Historia: Amable y hermosa dama, llena de años y de sabiduría, que ha de ver cómo los nacionalistas y algunos ignorantes indocumentados tratan continuamente de violarla.
Infierno: Conocimiento del mundo.
Inmigrante: Uno de los hombres con las ideas más claras.
Mas: Con o sin tilde, término polisémico donde los haya: adverbio, conjunción, signo matemático, pesadilla, fabulación, empecinamiento, hartazgo total.
Móvil: Prolongación de la mano de nuestros jóvenes. Cuando también se convierte en prolongación de su cerebro da lugar a un nuevo estado de sinrazón, que llaman nomofobia.
Podemos: Presente de indicativo de poder, que es un verbo transitivo. Falta por conocer el complemento directo.
Progresista: Antónimo de amante del progreso.
Risa: Contracción incontrolable de la boca que nos viene cuando oímos a algunos políticos y sindicalistas. También cuando oímos a algunos actores hablar de cultura.

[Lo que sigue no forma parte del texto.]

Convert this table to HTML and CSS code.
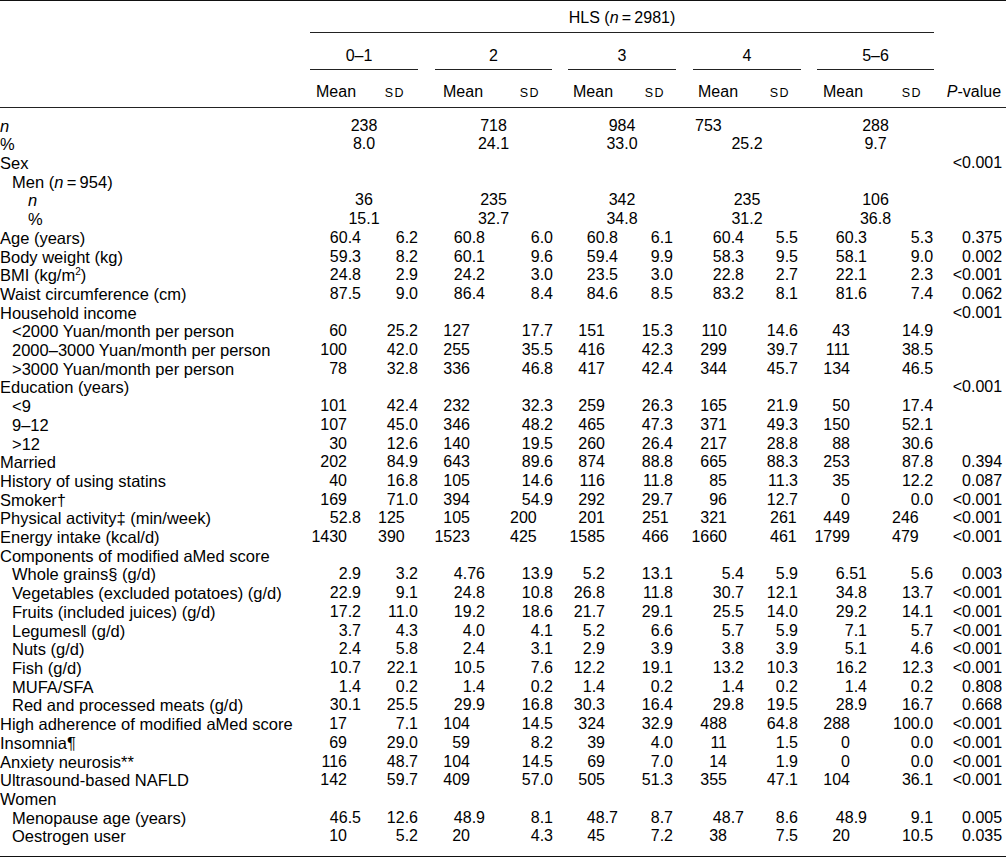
FILE: index.html
```html
<!DOCTYPE html>
<html lang="en">
<head>
<meta charset="utf-8">
<title>HLS table</title>
<link rel="stylesheet" href="styles.css">
</head>
<body>
<table class="t">
<colgroup>
<col class="w-lab"><col class="w-1m"><col class="w-1s"><col class="w-2m"><col class="w-2s"><col class="w-3m"><col class="w-3s"><col class="w-4m"><col class="w-4s"><col class="w-5m"><col class="w-5s"><col class="w-p">
</colgroup>
<thead>
<tr class="h1"><th></th><th colspan="10" class="hls">HLS (<i>n</i>&#8201;=&#8201;2981)</th><th></th></tr>
<tr class="h2 grp"><th></th><th colspan="2"><div>0–1</div></th><th colspan="2"><div>2</div></th><th colspan="2"><div>3</div></th><th colspan="2"><div>4</div></th><th colspan="2"><div>5–6</div></th><th></th></tr>
<tr class="h3"><th></th><th class="mean">Mean</th><th class="sd"><span class="sc">SD</span></th><th class="mean">Mean</th><th class="sd"><span class="sc">SD</span></th><th class="mean">Mean</th><th class="sd"><span class="sc">SD</span></th><th class="mean">Mean</th><th class="sd"><span class="sc">SD</span></th><th class="mean">Mean</th><th class="sd"><span class="sc">SD</span></th><th class="pv"><i>P</i>-value</th></tr>
</thead>
<tbody>
<tr class="grp first"><td class="lab"><i>n</i></td><td colspan="2">238</td><td colspan="2">718</td><td colspan="2">984</td><td colspan="2" class="left">753</td><td colspan="2">288</td><td></td></tr>
<tr class="grp"><td class="lab">%</td><td colspan="2">8.0</td><td colspan="2">24.1</td><td colspan="2">33.0</td><td colspan="2">25.2</td><td colspan="2">9.7</td><td></td></tr>
<tr><td class="lab">Sex</td><td></td><td></td><td></td><td></td><td></td><td></td><td></td><td></td><td></td><td></td><td class="p">&lt;0.001</td></tr>
<tr><td class="lab i1">Men (<i>n</i>&#8201;=&#8201;954)</td><td></td><td></td><td></td><td></td><td></td><td></td><td></td><td></td><td></td><td></td><td></td></tr>
<tr class="grp"><td class="lab i2"><i>n</i></td><td colspan="2">36</td><td colspan="2">235</td><td colspan="2">342</td><td colspan="2">235</td><td colspan="2">106</td><td></td></tr>
<tr class="grp"><td class="lab i2">%</td><td colspan="2">15.1</td><td colspan="2">32.7</td><td colspan="2">34.8</td><td colspan="2">31.2</td><td colspan="2">36.8</td><td></td></tr>
<tr><td class="lab">Age (years)</td><td class="d">60.4</td><td class="d">6.2</td><td class="d">60.8</td><td class="d">6.0</td><td class="d">60.8</td><td class="d">6.1</td><td class="d">60.4</td><td class="d">5.5</td><td class="d">60.3</td><td class="d">5.3</td><td class="p">0.375</td></tr>
<tr><td class="lab">Body weight (kg)</td><td class="d">59.3</td><td class="d">8.2</td><td class="d">60.1</td><td class="d">9.6</td><td class="d">59.4</td><td class="d">9.9</td><td class="d">58.3</td><td class="d">9.5</td><td class="d">58.1</td><td class="d">9.0</td><td class="p">0.002</td></tr>
<tr><td class="lab">BMI (kg/m<sup>2</sup>)</td><td class="d">24.8</td><td class="d">2.9</td><td class="d">24.2</td><td class="d">3.0</td><td class="d">23.5</td><td class="d">3.0</td><td class="d">22.8</td><td class="d">2.7</td><td class="d">22.1</td><td class="d">2.3</td><td class="p">&lt;0.001</td></tr>
<tr><td class="lab">Waist circumference (cm)</td><td class="d">87.5</td><td class="d">9.0</td><td class="d">86.4</td><td class="d">8.4</td><td class="d">84.6</td><td class="d">8.5</td><td class="d">83.2</td><td class="d">8.1</td><td class="d">81.6</td><td class="d">7.4</td><td class="p">0.062</td></tr>
<tr><td class="lab">Household income</td><td></td><td></td><td></td><td></td><td></td><td></td><td></td><td></td><td></td><td></td><td class="p">&lt;0.001</td></tr>
<tr><td class="lab i1">&lt;2000 Yuan/month per person</td><td class="c">60</td><td class="d">25.2</td><td class="c">127</td><td class="d">17.7</td><td class="c">151</td><td class="d">15.3</td><td class="c">110</td><td class="d">14.6</td><td class="c">43</td><td class="d">14.9</td><td></td></tr>
<tr><td class="lab i1">2000–3000 Yuan/month per person</td><td class="c">100</td><td class="d">42.0</td><td class="c">255</td><td class="d">35.5</td><td class="c">416</td><td class="d">42.3</td><td class="c">299</td><td class="d">39.7</td><td class="c">111</td><td class="d">38.5</td><td></td></tr>
<tr><td class="lab i1">&gt;3000 Yuan/month per person</td><td class="c">78</td><td class="d">32.8</td><td class="c">336</td><td class="d">46.8</td><td class="c">417</td><td class="d">42.4</td><td class="c">344</td><td class="d">45.7</td><td class="c">134</td><td class="d">46.5</td><td></td></tr>
<tr><td class="lab">Education (years)</td><td></td><td></td><td></td><td></td><td></td><td></td><td></td><td></td><td></td><td></td><td class="p">&lt;0.001</td></tr>
<tr><td class="lab i1">&lt;9</td><td class="c">101</td><td class="d">42.4</td><td class="c">232</td><td class="d">32.3</td><td class="c">259</td><td class="d">26.3</td><td class="c">165</td><td class="d">21.9</td><td class="c">50</td><td class="d">17.4</td><td></td></tr>
<tr><td class="lab i1">9–12</td><td class="c">107</td><td class="d">45.0</td><td class="c">346</td><td class="d">48.2</td><td class="c">465</td><td class="d">47.3</td><td class="c">371</td><td class="d">49.3</td><td class="c">150</td><td class="d">52.1</td><td></td></tr>
<tr><td class="lab i1">&gt;12</td><td class="c">30</td><td class="d">12.6</td><td class="c">140</td><td class="d">19.5</td><td class="c">260</td><td class="d">26.4</td><td class="c">217</td><td class="d">28.8</td><td class="c">88</td><td class="d">30.6</td><td></td></tr>
<tr><td class="lab">Married</td><td class="c">202</td><td class="d">84.9</td><td class="c">643</td><td class="d">89.6</td><td class="c">874</td><td class="d">88.8</td><td class="c">665</td><td class="d">88.3</td><td class="c">253</td><td class="d">87.8</td><td class="p">0.394</td></tr>
<tr><td class="lab">History of using statins</td><td class="c">40</td><td class="d">16.8</td><td class="c">105</td><td class="d">14.6</td><td class="c">116</td><td class="d">11.8</td><td class="c">85</td><td class="d">11.3</td><td class="c">35</td><td class="d">12.2</td><td class="p">0.087</td></tr>
<tr><td class="lab">Smoker†</td><td class="c">169</td><td class="d">71.0</td><td class="c">394</td><td class="d">54.9</td><td class="c">292</td><td class="d">29.7</td><td class="c">96</td><td class="d">12.7</td><td class="c">0</td><td class="d">0.0</td><td class="p">&lt;0.001</td></tr>
<tr><td class="lab">Physical activity‡ (min/week)</td><td class="d">52.8</td><td class="l">125</td><td class="c">105</td><td class="l">200</td><td class="c">201</td><td class="l">251</td><td class="c">321</td><td class="l">261</td><td class="c">449</td><td class="l">246</td><td class="p">&lt;0.001</td></tr>
<tr><td class="lab">Energy intake (kcal/d)</td><td class="c">1430</td><td class="l">390</td><td class="c">1523</td><td class="l">425</td><td class="c">1585</td><td class="l">466</td><td class="c">1660</td><td class="l">461</td><td class="c">1799</td><td class="l">479</td><td class="p">&lt;0.001</td></tr>
<tr><td class="lab">Components of modified aMed score</td><td></td><td></td><td></td><td></td><td></td><td></td><td></td><td></td><td></td><td></td><td></td></tr>
<tr><td class="lab i1">Whole grains§ (g/d)</td><td class="d">2.9</td><td class="d">3.2</td><td class="d">4.76</td><td class="d">13.9</td><td class="c">5.2</td><td class="d">13.1</td><td class="d">5.4</td><td class="d">5.9</td><td class="d">6.51</td><td class="d">5.6</td><td class="p">0.003</td></tr>
<tr><td class="lab i1">Vegetables (excluded potatoes) (g/d)</td><td class="d">22.9</td><td class="d">9.1</td><td class="d">24.8</td><td class="d">10.8</td><td class="c">26.8</td><td class="d">11.8</td><td class="d">30.7</td><td class="d">12.1</td><td class="d">34.8</td><td class="d">13.7</td><td class="p">&lt;0.001</td></tr>
<tr><td class="lab i1">Fruits (included juices) (g/d)</td><td class="d">17.2</td><td class="d">11.0</td><td class="d">19.2</td><td class="d">18.6</td><td class="c">21.7</td><td class="d">29.1</td><td class="d">25.5</td><td class="d">14.0</td><td class="d">29.2</td><td class="d">14.1</td><td class="p">&lt;0.001</td></tr>
<tr><td class="lab i1">Legumes‖ (g/d)</td><td class="d">3.7</td><td class="d">4.3</td><td class="d">4.0</td><td class="d">4.1</td><td class="c">5.2</td><td class="d">6.6</td><td class="d">5.7</td><td class="d">5.9</td><td class="d">7.1</td><td class="d">5.7</td><td class="p">&lt;0.001</td></tr>
<tr><td class="lab i1">Nuts (g/d)</td><td class="d">2.4</td><td class="d">5.8</td><td class="d">2.4</td><td class="d">3.1</td><td class="c">2.9</td><td class="d">3.9</td><td class="d">3.8</td><td class="d">3.9</td><td class="d">5.1</td><td class="d">4.6</td><td class="p">&lt;0.001</td></tr>
<tr><td class="lab i1">Fish (g/d)</td><td class="d">10.7</td><td class="d">22.1</td><td class="d">10.5</td><td class="d">7.6</td><td class="c">12.2</td><td class="d">19.1</td><td class="d">13.2</td><td class="d">10.3</td><td class="d">16.2</td><td class="d">12.3</td><td class="p">&lt;0.001</td></tr>
<tr><td class="lab i1">MUFA/SFA</td><td class="d">1.4</td><td class="d">0.2</td><td class="d">1.4</td><td class="d">0.2</td><td class="c">1.4</td><td class="d">0.2</td><td class="d">1.4</td><td class="d">0.2</td><td class="d">1.4</td><td class="d">0.2</td><td class="p">0.808</td></tr>
<tr><td class="lab i1">Red and processed meats (g/d)</td><td class="d">30.1</td><td class="d">25.5</td><td class="d">29.9</td><td class="d">16.8</td><td class="c">30.3</td><td class="d">16.4</td><td class="d">29.8</td><td class="d">19.5</td><td class="d">28.9</td><td class="d">16.7</td><td class="p">0.668</td></tr>
<tr><td class="lab">High adherence of modified aMed score</td><td class="c">17</td><td class="d">7.1</td><td class="c">104</td><td class="d">14.5</td><td class="c">324</td><td class="d">32.9</td><td class="c">488</td><td class="d">64.8</td><td class="c">288</td><td class="d">100.0</td><td class="p">&lt;0.001</td></tr>
<tr><td class="lab">Insomnia¶</td><td class="c">69</td><td class="d">29.0</td><td class="c">59</td><td class="d">8.2</td><td class="c">39</td><td class="d">4.0</td><td class="c">11</td><td class="d">1.5</td><td class="c">0</td><td class="d">0.0</td><td class="p">&lt;0.001</td></tr>
<tr><td class="lab">Anxiety neurosis**</td><td class="c">116</td><td class="d">48.7</td><td class="c">104</td><td class="d">14.5</td><td class="c">69</td><td class="d">7.0</td><td class="c">14</td><td class="d">1.9</td><td class="c">0</td><td class="d">0.0</td><td class="p">&lt;0.001</td></tr>
<tr><td class="lab">Ultrasound-based NAFLD</td><td class="c">142</td><td class="d">59.7</td><td class="c">409</td><td class="d">57.0</td><td class="c">505</td><td class="d">51.3</td><td class="c">355</td><td class="d">47.1</td><td class="c">104</td><td class="d">36.1</td><td class="p">&lt;0.001</td></tr>
<tr><td class="lab">Women</td><td></td><td></td><td></td><td></td><td></td><td></td><td></td><td></td><td></td><td></td><td></td></tr>
<tr><td class="lab i1">Menopause age (years)</td><td class="d">46.5</td><td class="d">12.6</td><td class="d">48.9</td><td class="d">8.1</td><td class="d">48.7</td><td class="d">8.7</td><td class="d">48.7</td><td class="d">8.6</td><td class="d">48.9</td><td class="d">9.1</td><td class="p">0.005</td></tr>
<tr class="last"><td class="lab i1">Oestrogen user</td><td class="c">10</td><td class="d">5.2</td><td class="c">20</td><td class="d">4.3</td><td class="c">45</td><td class="d">7.2</td><td class="c">38</td><td class="d">7.5</td><td class="c">20</td><td class="d">10.5</td><td class="p">0.035</td></tr>
</tbody>
</table>
</body>
</html>
```

FILE: styles.css
```css
html, body {
  margin: 0;
  padding: 0;
  background: #fff;
}

body {
  font-family: "Liberation Sans", Arial, Helvetica, sans-serif;
  font-size: 16px;
  color: #000;
}

.t {
  width: 1006px;
  table-layout: fixed;
  border-collapse: separate;
  border-spacing: 0;
  border-top: 1px solid #111;
  border-bottom: 1px solid #111;
}

.t th,
.t td {
  padding: 0;
  font-weight: normal;
  line-height: 18.7px;
  white-space: nowrap;
  vertical-align: top;
  text-align: left;
}

.w-lab { width: 310px; }
.w-1m { width: 60px; }
.w-1s { width: 56px; }
.w-2m { width: 69px; }
.w-2s { width: 65px; }
.w-3m { width: 65px; }
.w-3s { width: 60px; }
.w-4m { width: 65px; }
.w-4s { width: 59px; }
.w-5m { width: 66px; }
.w-5s { width: 59px; }
.w-p { width: 72px; }

/* header */
.h1 th {
  padding-top: 8px;
  padding-bottom: 5.3px;
}

.h1 .hls {
  text-align: center;
  border-bottom: 1px solid #222;
  padding-bottom: 4.3px;
}

.h2 th {
  padding-top: 13.65px;
  text-align: center;
}

.h2 th div {
  padding-bottom: 3.65px;
  border-bottom: 1px solid #222;
}

.h2 th:nth-child(2) div { padding-right: 10px; }

.h3 th {
  padding-top: 12.65px;
  padding-bottom: 4.65px;
  border-bottom: 1px solid #222;
}

.h3 .mean { text-align: left; }
.h3 .sd { text-align: right; }
.h3 .pv { text-align: right; padding-right: 5px; }

.h3 th:nth-child(2) { padding-left: 6px; }
.h3 th:nth-child(3) { padding-right: 21px; }
.h3 th:nth-child(4) { padding-left: 17px; }
.h3 th:nth-child(5) { padding-right: 20px; }
.h3 th:nth-child(6) { padding-left: 13px; }
.h3 th:nth-child(7) { padding-right: 20px; }
.h3 th:nth-child(8) { padding-left: 13px; }
.h3 th:nth-child(9) { padding-right: 19px; }
.h3 th:nth-child(10) { padding-left: 14px; }
.h3 th:nth-child(11) { padding-right: 12px; }

.sc {
  font-size: 12.5px;
  letter-spacing: 1.5px;
}

/* group-spanning cells (header labels and merged n/% values) */
.grp > :nth-child(2) { padding-left: 0; padding-right: 8px; }
.grp > :nth-child(3) { padding-left: 9px; padding-right: 8px; }
.grp > :nth-child(4) { padding-left: 8px; padding-right: 9px; }
.grp > :nth-child(5) { padding-left: 8px; padding-right: 8px; }
.grp > :nth-child(6) { padding-left: 8px; padding-right: 0; }

tbody .grp td { text-align: center; }
tbody .grp td.lab { text-align: left; }
tbody .grp td.left { text-align: left; padding-left: 10px; }

/* body */
tbody tr.first td { padding-top: 8.65px; }
tbody tr.last td { padding-bottom: 9.6px; }

.lab {
  padding-left: 1px;
  font-size: 16.5px;
}
.lab.i1 { padding-left: 12px; }
.lab.i2 { padding-left: 28px; }

sup {
  font-size: 10px;
  line-height: 0;
  vertical-align: 6px;
}

td.d, td.c, td.p { text-align: right; }
td.l { text-align: left; }

td.p { padding-right: 4px; }

tbody td:nth-child(2).d { padding-right: 9px; }
tbody td:nth-child(2).c { padding-right: 23px; }
tbody td:nth-child(3).d { padding-right: 8px; }
tbody td:nth-child(3).l { padding-left: 8px; }
tbody td:nth-child(4).d { padding-right: 10px; }
tbody td:nth-child(4).c { padding-right: 25px; }
tbody td:nth-child(5).d { padding-right: 7px; }
tbody td:nth-child(5).l { padding-left: 15px; }
tbody td:nth-child(6).d { padding-right: 7px; }
tbody td:nth-child(6).c { padding-right: 20px; }
tbody td:nth-child(7).d { padding-right: 12px; }
tbody td:nth-child(7).l { padding-left: 17px; }
tbody td:nth-child(8).d { padding-right: 6px; }
tbody td:nth-child(8).c { padding-right: 23px; }
tbody td:nth-child(9).d { padding-right: 11px; }
tbody td:nth-child(9).l { padding-left: 20px; }
tbody td:nth-child(10).d { padding-right: 8px; }
tbody td:nth-child(10).c { padding-right: 25px; }
tbody td:nth-child(11).d { padding-right: 1px; }
tbody td:nth-child(11).l { padding-left: 17px; }
```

Sexta: Cadena de televisión que mantiene la atención de sus espectadores porque están pendientes de ver si alguna vez da una noticia positiva sobre nuestro país.
Sindicatos: Organismos imperceptibles, cuyas únicas pruebas de su existencia son las imágenes de sus líderes diciendo cosas que nadie cree, y las de las andanzas de muchos de ellos por los juzgados.